Il est impossible de marcher ; car, avec le faible tirant d’eau du kellek et la grande surface que notre maison offre au vent, la tourmente nous empêcherait d’avancer. De plus, le kellek ne gouverne pas ; les rames ne servent qu’à le maintenir dans le bon courant ; elles ne pourraient pas contrebalancer l’action du vent s’il nous portait contre des écueils. Il faut rester en panne, pénétrés par une humidité froide. Tous les vêtements d’hiver les plus extravagants, qui ne nous avaient jamais servi sur les bords du lac de Van, sont tirés des malles et nous protègent à peine.

Nos hommes, transis de froid, ont perdu toute énergie. La neige, devenue pluie, commence à percer les feutres. Il suffirait pour nous préserver du déluge de coudre ensemble nos deux grands prélarts imperméables et de les étendre sur notre maison. Mais, quand nous voulons nous mettre à l’œuvre, impossible de faire bouger nos hommes ! Nous avons beau leur expliquer l’utilité de la précaution que nous voulons prendre : ils sont aussi fatalistes que le plus enragé Musulman.

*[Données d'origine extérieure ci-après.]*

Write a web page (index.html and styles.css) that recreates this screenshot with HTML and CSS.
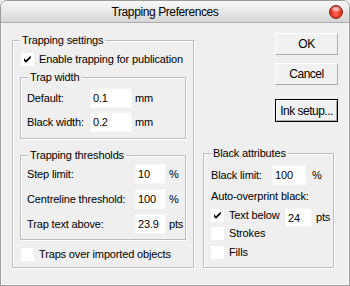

Il est écrit que nous serons mouillés, pourquoi essayer de lutter ! Nous sommes donc, Hyvernat et moi, sous une neige fondante qui nous gèle les doigts, réduits à coudre nous-mêmes les prélarts et à les jeter tant bien que mal sur notre maison ; mais le vent menace de les emporter ; il faut les assujettir aux parois de feutre — la besogne est dure pour des novices et nous nous y mettons les doigts en sang ; mais du moins serons-nous préservés de la pluie.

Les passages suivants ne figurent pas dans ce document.